THE EXERCISE: Write out the material exactly, with the pictures left out.

SOURCE EXCERPT:
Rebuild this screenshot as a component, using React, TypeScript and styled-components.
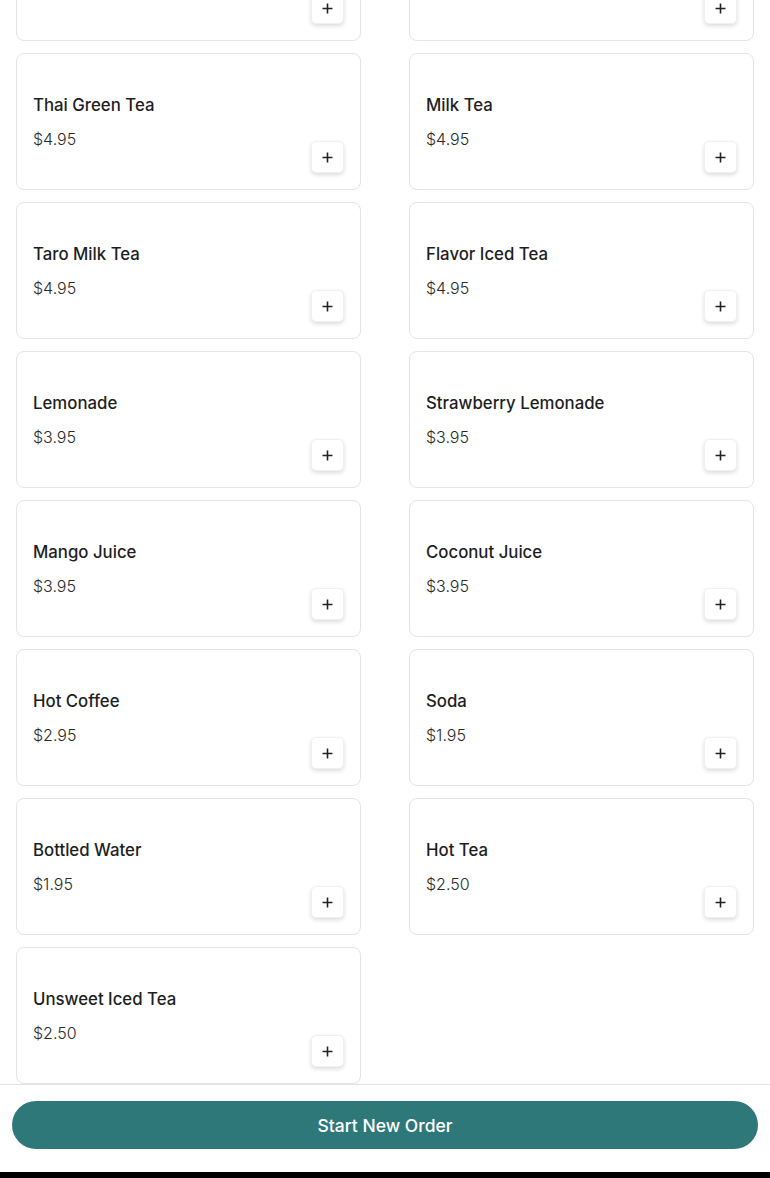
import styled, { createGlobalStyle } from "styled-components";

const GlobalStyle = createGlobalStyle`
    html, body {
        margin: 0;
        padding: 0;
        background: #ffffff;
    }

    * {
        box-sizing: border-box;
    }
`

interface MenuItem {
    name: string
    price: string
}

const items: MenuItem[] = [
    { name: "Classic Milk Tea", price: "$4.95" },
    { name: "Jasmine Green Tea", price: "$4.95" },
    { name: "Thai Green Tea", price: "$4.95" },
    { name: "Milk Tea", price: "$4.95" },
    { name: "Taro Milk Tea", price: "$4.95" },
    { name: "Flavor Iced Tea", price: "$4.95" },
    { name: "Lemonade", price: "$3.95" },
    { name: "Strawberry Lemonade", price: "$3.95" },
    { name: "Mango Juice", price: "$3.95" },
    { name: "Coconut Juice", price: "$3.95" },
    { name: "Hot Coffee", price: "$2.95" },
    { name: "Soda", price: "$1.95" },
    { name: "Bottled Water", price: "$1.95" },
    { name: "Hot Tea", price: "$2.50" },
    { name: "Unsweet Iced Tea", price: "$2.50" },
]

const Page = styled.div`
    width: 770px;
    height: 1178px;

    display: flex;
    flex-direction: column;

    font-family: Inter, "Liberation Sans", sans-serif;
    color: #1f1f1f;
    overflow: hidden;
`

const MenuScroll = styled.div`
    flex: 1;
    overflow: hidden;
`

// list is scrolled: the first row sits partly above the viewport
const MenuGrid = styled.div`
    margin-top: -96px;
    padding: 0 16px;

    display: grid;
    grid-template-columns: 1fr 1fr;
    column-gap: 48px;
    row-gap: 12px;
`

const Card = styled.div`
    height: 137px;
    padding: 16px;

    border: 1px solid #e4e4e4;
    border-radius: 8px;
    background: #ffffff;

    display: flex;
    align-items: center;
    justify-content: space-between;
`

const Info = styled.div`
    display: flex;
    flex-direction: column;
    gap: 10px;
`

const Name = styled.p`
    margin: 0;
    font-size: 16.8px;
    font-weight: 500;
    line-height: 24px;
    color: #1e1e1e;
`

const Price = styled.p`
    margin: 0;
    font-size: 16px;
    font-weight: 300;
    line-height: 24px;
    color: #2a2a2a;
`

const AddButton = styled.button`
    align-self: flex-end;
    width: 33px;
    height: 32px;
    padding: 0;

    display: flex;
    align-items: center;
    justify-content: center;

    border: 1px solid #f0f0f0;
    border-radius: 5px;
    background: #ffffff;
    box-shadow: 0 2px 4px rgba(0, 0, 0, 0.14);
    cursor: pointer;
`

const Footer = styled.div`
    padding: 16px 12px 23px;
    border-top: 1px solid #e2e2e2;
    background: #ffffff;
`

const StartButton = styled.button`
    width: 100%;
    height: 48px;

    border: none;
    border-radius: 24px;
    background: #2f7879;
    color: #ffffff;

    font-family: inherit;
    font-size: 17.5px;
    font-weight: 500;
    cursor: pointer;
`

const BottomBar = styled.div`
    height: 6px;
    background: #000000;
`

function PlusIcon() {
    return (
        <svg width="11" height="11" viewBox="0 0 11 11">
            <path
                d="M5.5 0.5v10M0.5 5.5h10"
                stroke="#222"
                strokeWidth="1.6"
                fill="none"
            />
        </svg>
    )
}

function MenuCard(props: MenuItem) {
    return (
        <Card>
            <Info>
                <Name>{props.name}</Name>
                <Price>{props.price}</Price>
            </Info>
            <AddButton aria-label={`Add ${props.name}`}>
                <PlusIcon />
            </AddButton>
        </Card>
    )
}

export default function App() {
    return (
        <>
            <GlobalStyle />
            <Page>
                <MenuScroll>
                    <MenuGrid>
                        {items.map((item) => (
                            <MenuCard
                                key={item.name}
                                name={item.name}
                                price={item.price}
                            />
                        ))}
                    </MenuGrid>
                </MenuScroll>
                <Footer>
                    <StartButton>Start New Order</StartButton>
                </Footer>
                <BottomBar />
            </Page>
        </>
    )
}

PROBLEM SOLUTION:
Rebuild this screenshot as a component, using React, TypeScript and styled-components.
import styled, { createGlobalStyle } from "styled-components";

const GlobalStyle = createGlobalStyle`
    html, body {
        margin: 0;
        padding: 0;
        background: #ffffff;
    }

    * {
        box-sizing: border-box;
    }
`

interface MenuItem {
    name: string
    price: string
}

const items: MenuItem[] = [
    { name: "Classic Milk Tea", price: "$4.95" },
    { name: "Jasmine Green Tea", price: "$4.95" },
    { name: "Thai Green Tea", price: "$4.95" },
    { name: "Milk Tea", price: "$4.95" },
    { name: "Taro Milk Tea", price: "$4.95" },
    { name: "Flavor Iced Tea", price: "$4.95" },
    { name: "Lemonade", price: "$3.95" },
    { name: "Strawberry Lemonade", price: "$3.95" },
    { name: "Mango Juice", price: "$3.95" },
    { name: "Coconut Juice", price: "$3.95" },
    { name: "Hot Coffee", price: "$2.95" },
    { name: "Soda", price: "$1.95" },
    { name: "Bottled Water", price: "$1.95" },
    { name: "Hot Tea", price: "$2.50" },
    { name: "Unsweet Iced Tea", price: "$2.50" },
]

const Page = styled.div`
    width: 770px;
    height: 1178px;

    display: flex;
    flex-direction: column;

    font-family: Inter, "Liberation Sans", sans-serif;
    color: #1f1f1f;
    overflow: hidden;
`

const MenuScroll = styled.div`
    flex: 1;
    overflow: hidden;
`

// list is scrolled: the first row sits partly above the viewport
const MenuGrid = styled.div`
    margin-top: -96px;
    padding: 0 16px;

    display: grid;
    grid-template-columns: 1fr 1fr;
    column-gap: 48px;
    row-gap: 12px;
`

const Card = styled.div`
    height: 137px;
    padding: 16px;

    border: 1px solid #e4e4e4;
    border-radius: 8px;
    background: #ffffff;

    display: flex;
    align-items: center;
    justify-content: space-between;
`

const Info = styled.div`
    display: flex;
    flex-direction: column;
    gap: 10px;
`

const Name = styled.p`
    margin: 0;
    font-size: 16.8px;
    font-weight: 500;
    line-height: 24px;
    color: #1e1e1e;
`

const Price = styled.p`
    margin: 0;
    font-size: 16px;
    font-weight: 300;
    line-height: 24px;
    color: #2a2a2a;
`

const AddButton = styled.button`
    align-self: flex-end;
    width: 33px;
    height: 32px;
    padding: 0;

    display: flex;
    align-items: center;
    justify-content: center;

    border: 1px solid #f0f0f0;
    border-radius: 5px;
    background: #ffffff;
    box-shadow: 0 2px 4px rgba(0, 0, 0, 0.14);
    cursor: pointer;
`

const Footer = styled.div`
    padding: 16px 12px 23px;
    border-top: 1px solid #e2e2e2;
    background: #ffffff;
`

const StartButton = styled.button`
    width: 100%;
    height: 48px;

    border: none;
    border-radius: 24px;
    background: #2f7879;
    color: #ffffff;

    font-family: inherit;
    font-size: 17.5px;
    font-weight: 500;
    cursor: pointer;
`

const BottomBar = styled.div`
    height: 6px;
    background: #000000;
`

function PlusIcon() {
    return (
        <svg width="11" height="11" viewBox="0 0 11 11">
            <path
                d="M5.5 0.5v10M0.5 5.5h10"
                stroke="#222"
                strokeWidth="1.6"
                fill="none"
            />
        </svg>
    )
}

function MenuCard(props: MenuItem) {
    return (
        <Card>
            <Info>
                <Name>{props.name}</Name>
                <Price>{props.price}</Price>
            </Info>
            <AddButton aria-label={`Add ${props.name}`}>
                <PlusIcon />
            </AddButton>
        </Card>
    )
}

export default function App() {
    return (
        <>
            <GlobalStyle />
            <Page>
                <MenuScroll>
                    <MenuGrid>
                        {items.map((item) => (
                            <MenuCard
                                key={item.name}
                                name={item.name}
                                price={item.price}
                            />
                        ))}
                    </MenuGrid>
                </MenuScroll>
                <Footer>
                    <StartButton>Start New Order</StartButton>
                </Footer>
                <BottomBar />
            </Page>
        </>
    )
}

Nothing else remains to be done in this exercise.